## EXERCISE
Quote the listing below in full and exactly as written, but omit every picture.

────────────────

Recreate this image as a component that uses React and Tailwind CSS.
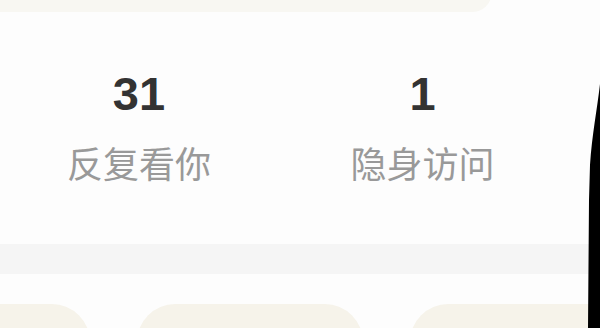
import React from 'react'

const stats = [
  { value: '31', label: '反复看你', width: 'w-[278px]' },
  { value: '1', label: '隐身访问', width: 'w-[289px]' },
]

const cards = [0, 1, 2]

export default function App() {
  return (
    <div className="relative w-[600px] h-[328px] overflow-hidden bg-[#fdfdfd]" style={{ fontFamily: '"Liberation Sans", "Noto Sans CJK SC", sans-serif' }}>
      {/* top card edge */}
      <div className="w-[492px] h-[40px] mt-[-28px] rounded-br-[20px] bg-[#f8f7f2]" />

      {/* visitor stats */}
      <div className="flex h-[232px] pt-[58px]">
        {stats.map((s) => (
          <div key={s.label} className={`${s.width} flex flex-col items-center`}>
            <div className="text-[47px] leading-none font-bold text-[#333333]">{s.value}</div>
            <div className="mt-[27px] text-[36px] leading-none text-[#999999]" style={{ fontFamily: '"Noto Sans CJK SC", sans-serif' }}>
              {s.label}
            </div>
          </div>
        ))}
      </div>

      {/* divider band */}
      <div className="h-[30px] bg-[#f5f5f5]" />

      {/* cards row, scrolled */}
      <div className="flex gap-[47px] ml-[-136px] mt-[30px]">
        {cards.map((c) => (
          <div key={c} className="w-[226px] h-[100px] shrink-0 rounded-[38px] bg-[#f6f3ea]" />
        ))}
      </div>

      {/* device edge */}
      <svg className="absolute right-0 top-0" width="14" height="328" viewBox="586 0 14 328">
        <path d="M600 84 C597 110 592 135 590 165 L589 200 L588 328 L600 328 Z" fill="#000" />
      </svg>
    </div>
  )
}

────────────────

## CORRECT RESPONSE
Recreate this image as a component that uses React and Tailwind CSS.
import React from 'react'

const stats = [
  { value: '31', label: '反复看你', width: 'w-[278px]' },
  { value: '1', label: '隐身访问', width: 'w-[289px]' },
]

const cards = [0, 1, 2]

export default function App() {
  return (
    <div className="relative w-[600px] h-[328px] overflow-hidden bg-[#fdfdfd]" style={{ fontFamily: '"Liberation Sans", "Noto Sans CJK SC", sans-serif' }}>
      {/* top card edge */}
      <div className="w-[492px] h-[40px] mt-[-28px] rounded-br-[20px] bg-[#f8f7f2]" />

      {/* visitor stats */}
      <div className="flex h-[232px] pt-[58px]">
        {stats.map((s) => (
          <div key={s.label} className={`${s.width} flex flex-col items-center`}>
            <div className="text-[47px] leading-none font-bold text-[#333333]">{s.value}</div>
            <div className="mt-[27px] text-[36px] leading-none text-[#999999]" style={{ fontFamily: '"Noto Sans CJK SC", sans-serif' }}>
              {s.label}
            </div>
          </div>
        ))}
      </div>

      {/* divider band */}
      <div className="h-[30px] bg-[#f5f5f5]" />

      {/* cards row, scrolled */}
      <div className="flex gap-[47px] ml-[-136px] mt-[30px]">
        {cards.map((c) => (
          <div key={c} className="w-[226px] h-[100px] shrink-0 rounded-[38px] bg-[#f6f3ea]" />
        ))}
      </div>

      {/* device edge */}
      <svg className="absolute right-0 top-0" width="14" height="328" viewBox="586 0 14 328">
        <path d="M600 84 C597 110 592 135 590 165 L589 200 L588 328 L600 328 Z" fill="#000" />
      </svg>
    </div>
  )
}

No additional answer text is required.